Which lines hold the word "React"? Show each of them.

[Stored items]
--- Begin ---

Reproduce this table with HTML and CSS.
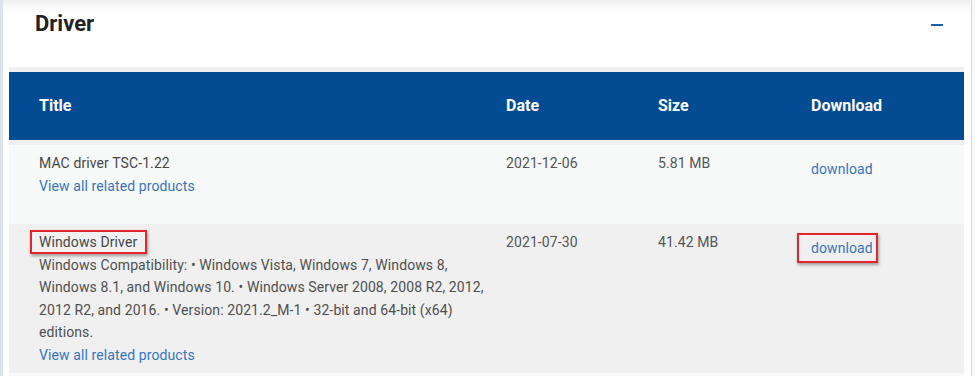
FILE: index.html
```html
<!DOCTYPE html>
<html lang="en">
<head>
  <meta charset="UTF-8">
  <title>Driver downloads</title>
  <link rel="stylesheet" href="styles.css">
</head>
<body>
  <section class="card">
    <div class="card-head">
      <h2>Driver</h2>
      <button class="collapse" title="Collapse"></button>
    </div>
    <div class="files">
      <div class="row head">
        <div>Title</div>
        <div>Date</div>
        <div>Size</div>
        <div>Download</div>
      </div>
      <div class="row odd">
        <div class="title-cell">
          <div class="name">MAC driver TSC-1.22</div>
          <a href="#" class="related">View all related products</a>
        </div>
        <div class="meta">2021-12-06</div>
        <div class="meta">5.81 MB</div>
        <div class="dl"><a href="#">download</a></div>
      </div>
      <div class="row">
        <div class="title-cell">
          <div class="name"><span class="mark">Windows Driver</span></div>
          <div class="desc">Windows Compatibility: • Windows Vista, Windows 7, Windows 8, Windows 8.1, and Windows 10. • Windows Server 2008, 2008 R2, 2012, 2012 R2, and 2016. • Version: 2021.2_M-1 • 32-bit and 64-bit (x64) editions.</div>
          <a href="#" class="related">View all related products</a>
        </div>
        <div class="meta">2021-07-30</div>
        <div class="meta">41.42 MB</div>
        <div class="dl"><a href="#" class="mark mark-dl">download</a></div>
      </div>
      <div class="row odd"></div>
    </div>
  </section>
</body>
</html>
```

FILE: styles.css
```css
:root { --blue: #034c94; --link: #3676c0; --text: #4f4f4f; --row: #f8f9f9; --alt: #f0f0f0; }
* { box-sizing: border-box; }
body { margin:0; height:100vh; overflow:hidden; background:#f7f8fa; font-family:Roboto, 'Liberation Sans', sans-serif; color:var(--text); }
.card { width:972px; height:100%; overflow:hidden; border-left:3px solid #dde3e9; border-right:1px solid #d9dcdf; background:linear-gradient(180deg,#efefef 0,#fbfbfb 8px,#fff 14px); padding:0 7px 0 6px; }
.card-head { height:67px; display:flex; justify-content:space-between; align-items:flex-start; padding:9px 21px 0 26px; }
h2 { margin:0; font-size:22px; line-height:30px; font-weight:700; color:#222; }
.collapse { display:block; border:none; background:#1d5ea8; padding:0; margin-top:15px; width:12px; height:2px; cursor:pointer; }
.files { background:var(--alt); padding-top:5px; }
.row { display:grid; grid-template-columns:467px 152px 153px 1fr; padding:7px 0 6px 30px; font-size:14px; line-height:22.6px; letter-spacing:0.1px; }
.row.head { background:var(--blue); color:#fff; font-weight:700; font-size:16px; letter-spacing:0; height:68px; align-items:center; padding:0 0 0 30px; margin-bottom:5px; }
.title-cell { padding-right:8px; }
.row.odd { background:var(--row); min-height:79px; }
.name { color:#474747; }
a { color:var(--link); text-decoration:none; }
.related { display:block; }
.meta { color:#555; }
.dl { padding-top:6px; }
.mark { border:2px solid #e3262b; padding:2px 8px 2px 7px; margin:0 -10px 0 -9px; box-shadow:1px 2px 3px rgba(0,0,0,0.35); }
.mark-dl { padding:5px 3px 5px 12px; margin:0 -5px 0 -14px; }
```
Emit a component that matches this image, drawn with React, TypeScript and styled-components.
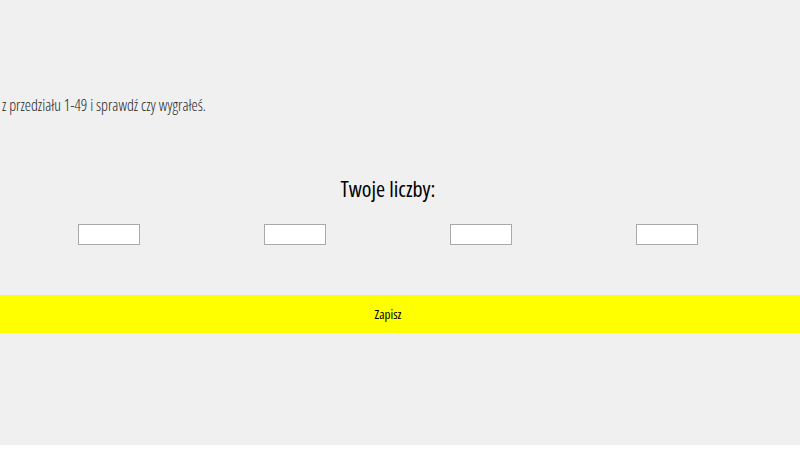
import React, { useState } from "react";
import styled, { createGlobalStyle } from "styled-components";

const GlobalStyle = createGlobalStyle`
  html, body {
    margin: 0;
    padding: 0;
    background: #ffffff;
  }
  body {
    font-family: "Open Sans", "Noto Sans", sans-serif;
    font-stretch: 75%;
  }
`;

const App: React.FC = () => {
  const [numbers, setNumbers] = useState<string[]>(["", "", "", ""]);

  const changeNumber = (idx: number, value: string) => {
    const next = [...numbers];
    next[idx] = value;
    setNumbers(next);
  };

  return (
    <>
      <GlobalStyle />
      <Page>
        <Intro>z przedziału 1-49 i sprawdź czy wygrałeś.</Intro>
        <Numbers>
          <h2>Twoje liczby:</h2>
          <div className="row">
            {numbers.map((n, i) => (
              <div className="cell" key={i}>
                <NumberInput
                  value={n}
                  onChange={(e: React.ChangeEvent<HTMLInputElement>) =>
                    changeNumber(i, e.target.value)
                  }
                />
              </div>
            ))}
          </div>
        </Numbers>
        <SaveButton>Zapisz</SaveButton>
      </Page>
    </>
  );
};

const Page = styled.div`
  display: flex;
  flex-direction: column;

  height: 445px;
  padding-top: 94px;
  box-sizing: border-box;
  background: #f0f0f0;
`;

const Intro = styled.p`
  margin: 0;
  padding-left: 2px;
  font-size: 15.7px;
  line-height: 22px;
  font-weight: 300;
  color: #222222;
`;

const Numbers = styled.div`
  display: flex;
  flex-direction: column;
  align-items: center;

  width: 744px;
  margin: 0 0 0 16px;
  padding-top: 56px;
  & > h2 {
    margin: 0;
    font-size: 22px;
    line-height: 32px;
    font-weight: 400;
    color: #000000;
  }
  & > .row {
    display: grid;
    grid-template-columns: repeat(4, 1fr);
    width: 100%;
    margin-top: 20px;
    & > .cell {
      display: flex;
      justify-content: center;
    }
  }
`;

const NumberInput = styled.input`
  width: 62px;
  height: 21px;
  box-sizing: border-box;
  padding: 0 4px;

  border: 1px solid #a9a9a9;
  background: #ffffff;
  font-size: 13px;
  outline: none;
`;

const SaveButton = styled.button`
  width: 100%;
  height: 38px;
  margin-top: 50px;
  padding: 0 24px 0 0;

  border: none;
  background: #ffff00;
  font-family: "Open Sans", "Noto Sans", sans-serif;
  font-stretch: 75%;
  font-size: 13px;
  color: #000000;
  cursor: pointer;
`;

export default App;
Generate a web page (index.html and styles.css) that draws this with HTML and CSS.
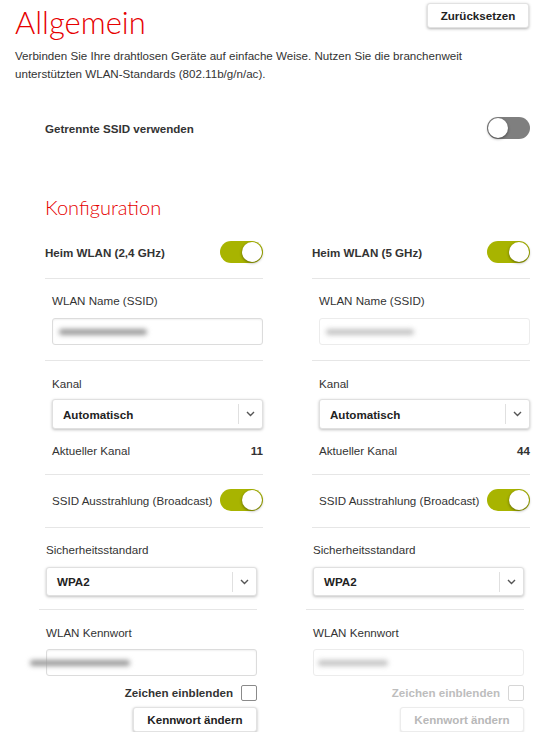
FILE: index.html
```html
<!DOCTYPE html>
<html lang="de">
<head>
<meta charset="utf-8">
<title>Allgemein</title>
<link rel="stylesheet" href="styles.css">
</head>
<body>
<div class="page">
  <header class="top">
    <h1 class="title">Allgemein</h1>
    <button class="btn btn-reset">Zurücksetzen</button>
  </header>
  <p class="intro">Verbinden Sie Ihre drahtlosen Geräte auf einfache Weise. Nutzen Sie die branchenweit unterstützten WLAN-Standards (802.11b/g/n/ac).</p>

  <div class="split-row">
    <span class="strong">Getrennte SSID verwenden</span>
    <span class="toggle off"></span>
  </div>

  <h2 class="subtitle">Konfiguration</h2>

  <div class="cols">
    <div class="col">
      <div class="band-row">
        <span class="strong">Heim WLAN (2,4 GHz)</span>
        <span class="toggle"></span>
      </div>
      <div class="sec sec-name">
        <div class="lbl">WLAN Name (SSID)</div>
        <div class="input"><span class="smear"></span></div>
      </div>
      <div class="sec sec-channel">
        <div class="lbl">Kanal</div>
        <div class="select"><span class="sel-text">Automatisch</span><span class="sel-arrow"><svg width="9" height="6" viewBox="0 0 9 6"><path d="M1 1l3.5 3.5L8 1" fill="none" stroke="#555" stroke-width="1.4"/></svg></span></div>
        <div class="kv"><span>Aktueller Kanal</span><span class="strong">11</span></div>
      </div>
      <div class="sec sec-bc">
        <span>SSID Ausstrahlung (Broadcast)</span>
        <span class="toggle"></span>
      </div>
      <div class="lower">
        <div class="sec sec-sec">
          <div class="lbl">Sicherheitsstandard</div>
          <div class="select"><span class="sel-text">WPA2</span><span class="sel-arrow"><svg width="9" height="6" viewBox="0 0 9 6"><path d="M1 1l3.5 3.5L8 1" fill="none" stroke="#555" stroke-width="1.4"/></svg></span></div>
        </div>
        <div class="pw">
          <div class="lbl">WLAN Kennwort</div>
          <div class="input input-pw"><span class="smear smear-pw"></span></div>
          <label class="show"><span class="strong">Zeichen einblenden</span><span class="box"></span></label>
          <div class="btn-row"><button class="btn btn-pw">Kennwort ändern</button></div>
        </div>
      </div>
    </div>

    <div class="col">
      <div class="band-row">
        <span class="strong">Heim WLAN (5 GHz)</span>
        <span class="toggle"></span>
      </div>
      <div class="sec sec-name">
        <div class="lbl">WLAN Name (SSID)</div>
        <div class="input input-light"><span class="smear smear-light"></span></div>
      </div>
      <div class="sec sec-channel">
        <div class="lbl">Kanal</div>
        <div class="select"><span class="sel-text">Automatisch</span><span class="sel-arrow"><svg width="9" height="6" viewBox="0 0 9 6"><path d="M1 1l3.5 3.5L8 1" fill="none" stroke="#555" stroke-width="1.4"/></svg></span></div>
        <div class="kv"><span>Aktueller Kanal</span><span class="strong">44</span></div>
      </div>
      <div class="sec sec-bc">
        <span>SSID Ausstrahlung (Broadcast)</span>
        <span class="toggle"></span>
      </div>
      <div class="lower">
        <div class="sec sec-sec">
          <div class="lbl">Sicherheitsstandard</div>
          <div class="select"><span class="sel-text">WPA2</span><span class="sel-arrow"><svg width="9" height="6" viewBox="0 0 9 6"><path d="M1 1l3.5 3.5L8 1" fill="none" stroke="#555" stroke-width="1.4"/></svg></span></div>
        </div>
        <div class="pw disabled">
          <div class="lbl">WLAN Kennwort</div>
          <div class="input input-light"><span class="smear smear-light smear-pw2"></span></div>
          <label class="show"><span class="strong">Zeichen einblenden</span><span class="box"></span></label>
          <div class="btn-row"><button class="btn btn-pw">Kennwort ändern</button></div>
        </div>
      </div>
    </div>
  </div>
</div>
</body>
</html>
```

FILE: styles.css
```css
* { box-sizing: border-box; }
html, body { margin: 0; padding: 0; background: #fff; }
body {
  font-family: "Liberation Sans", Arial, sans-serif;
  font-size: 11.6px;
  color: #333;
}
.page { padding: 3px 15px 0 15px; width: 545px; }
.strong { font-weight: bold; }

.top { display: flex; justify-content: space-between; align-items: flex-start; }
.title {
  margin: 2px 0 0 0;
  font-family: Lato, "Open Sans", sans-serif;
  font-weight: 300;
  font-size: 31px;
  line-height: 34px;
  color: #e60000;
}
.btn {
  font-family: "Liberation Sans", Arial, sans-serif;
  font-weight: bold;
  font-size: 11.6px;
  color: #222;
  background: #fff;
  border: 1px solid #e2e2e2;
  border-radius: 3px;
  box-shadow: 0 1px 3px rgba(0,0,0,0.3);
  padding: 0;
  height: 25px;
}
.btn-reset { width: 102px; margin-right: 1px; }

.intro { margin: 8px 0 0 0; line-height: 18px; }

.split-row {
  display: flex; justify-content: space-between; align-items: center;
  margin: 34px 0 0 30px;
  height: 22px;
}

.subtitle {
  margin: 56px 0 0 30px;
  font-family: Lato, "Open Sans", sans-serif;
  font-weight: 300;
  font-size: 20px;
  line-height: 24px;
  color: #e60000;
}

.cols {
  display: grid;
  grid-template-columns: 218px 218px;
  column-gap: 49px;
  margin: 22px 0 0 30px;
}

.toggle {
  position: relative;
  display: inline-block;
  width: 43px; height: 22px;
  border-radius: 11px;
  background: #a8b400;
  flex: none;
}
.toggle::after {
  content: "";
  position: absolute;
  top: 1px; right: 1px;
  width: 20px; height: 20px;
  border-radius: 50%;
  background: #fff;
  box-shadow: 0 1px 3px rgba(0,0,0,0.45);
}
.toggle.off { background: #7f7f7f; }
.toggle.off::after { right: auto; left: 1px; }

.band-row {
  display: flex; justify-content: space-between; align-items: center;
  height: 22px;
  box-sizing: content-box;
  padding-bottom: 15px;
  border-bottom: 1px solid #e6e6e6;
}

.sec { border-bottom: 1px solid #e6e6e6; padding-left: 7px; }
.lbl { line-height: 14px; }
.sec-name { padding-top: 15px; padding-bottom: 15px; }
.sec-name .lbl { margin-bottom: 10px; }

.input {
  height: 27px;
  border: 1px solid #dcdcdc;
  border-radius: 3px;
  box-shadow: inset 0 1px 2px rgba(0,0,0,0.06);
  display: flex; align-items: center;
  padding-left: 6px;
}
.input-light { border-color: #ececec; box-shadow: none; }
.smear {
  display: block;
  width: 88px; height: 6px;
  background: #9a9a9a;
  border-radius: 3px;
  filter: blur(2.5px);
}
.smear-light { background: #c4c4c4; }

.sec-channel { padding-top: 16px; padding-bottom: 16px; }
.sec-channel .lbl { margin-bottom: 8px; }
.select {
  height: 30px;
  border: 1px solid #e0e0e0;
  border-radius: 3px;
  box-shadow: 0 1px 3px rgba(0,0,0,0.25);
  display: flex; align-items: center;
  background: #fff;
}
.sel-text { flex: 1; padding-left: 10px; font-weight: bold; color: #222; }
.sel-arrow {
  width: 24px; height: 20px;
  border-left: 1px solid #e0e0e0;
  display: flex; align-items: center; justify-content: center;
}
.kv {
  display: flex; justify-content: space-between;
  margin-top: 15px; line-height: 14px;
}

.sec-bc {
  display: flex; justify-content: space-between; align-items: center;
  padding-top: 14px; padding-bottom: 16px;
}

.lower { margin-left: -6px; margin-right: 6px; }
.sec-sec { padding-top: 15px; padding-bottom: 13px; }
.sec-sec .lbl { margin-bottom: 10px; }
.sec-sec .select { height: 29px; }

.pw { padding-left: 7px; padding-top: 16px; }
.pw .lbl { margin-bottom: 9px; }
.input-pw { overflow: visible; padding-left: 0; }
.smear-pw { margin-left: -17px; width: 100px; }
.smear-pw2 { width: 70px; margin-left: -2px; }

.show {
  display: flex; justify-content: flex-end; align-items: center;
  gap: 8px;
  margin-top: 9px;
  height: 15px;
}
.box {
  width: 16px; height: 16px;
  border: 1px solid #8a8a8a;
  border-radius: 2px;
  background: #fff;
}
.btn-row { display: flex; justify-content: flex-end; margin-top: 7px; }
.btn-pw { width: 124px; }

.pw.disabled .show { color: #bdbdbd; }
.pw.disabled .box { border-color: #d6d6d6; }
.pw.disabled .btn { color: #b8b8b8; box-shadow: 0 1px 2px rgba(0,0,0,0.12); border-color: #ececec; }
```
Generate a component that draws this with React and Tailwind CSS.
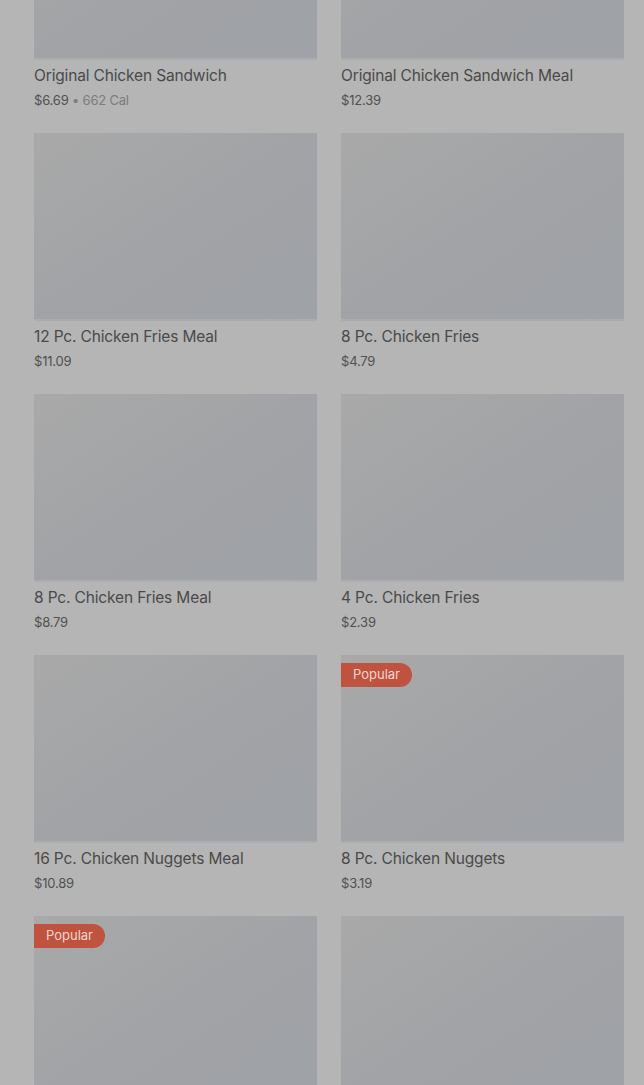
const items = [
    { name: 'Original Chicken Sandwich', price: '$6.69', cal: '662 Cal' },
    { name: 'Original Chicken Sandwich Meal', price: '$12.39' },
    { name: '12 Pc. Chicken Fries Meal', price: '$11.09' },
    { name: '8 Pc. Chicken Fries', price: '$4.79' },
    { name: '8 Pc. Chicken Fries Meal', price: '$8.79' },
    { name: '4 Pc. Chicken Fries', price: '$2.39' },
    { name: '16 Pc. Chicken Nuggets Meal', price: '$10.89' },
    { name: '8 Pc. Chicken Nuggets', price: '$3.19', popular: true },
    { name: '', price: '', popular: true },
    { name: '', price: '' },
];

function MenuCard({ item }) {
    return (
        <div className="flex flex-col">
            <div className="relative h-[188px] w-full bg-gradient-to-br from-[#a9a9a9] via-[#a1a3a6] to-[#9fa2a7] border-b-2 border-[#acadaf]">
                {item.popular && (
                    <span className="absolute left-0 top-2 h-6 px-3 flex items-center rounded-r-full bg-[#bf533f] text-[#f1d7cf] text-[13px]">
                        Popular
                    </span>
                )}
            </div>
            <div className="mt-[6px] text-[15.5px] leading-5 text-[#4a4a4a] tracking-[-0.15px]">
                {item.name}
            </div>
            <div className="mt-[4px] text-[13px] leading-5 text-[#515151] tracking-[-0.2px]">
                {item.price}
                {item.cal && <span className="text-[#7c7c7c]"> • {item.cal}</span>}
            </div>
        </div>
    );
}

function App() {
    return (
        <div
            className="min-h-screen h-[1085px] overflow-hidden bg-[#b5b5b5]"
            style={{ fontFamily: 'Inter, "Noto Sans", sans-serif' }}
        >
            <div className="-mt-[128px] pl-[34px] pr-[20px] grid grid-cols-2 gap-x-6 gap-y-[23px]">
                {items.map((item, i) => (
                    <MenuCard key={i} item={item} />
                ))}
            </div>
        </div>
    );
}

export default App;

--- End ---

- ANSWER FOR THIS EXERCISE:
Emit a component that matches this image, drawn with React, TypeScript and styled-components.
import React, { useState } from "react";
const App: React.FC = () => {
                  onChange={(e: React.ChangeEvent<HTMLInputElement>) =>
Generate a component that draws this with React and Tailwind CSS.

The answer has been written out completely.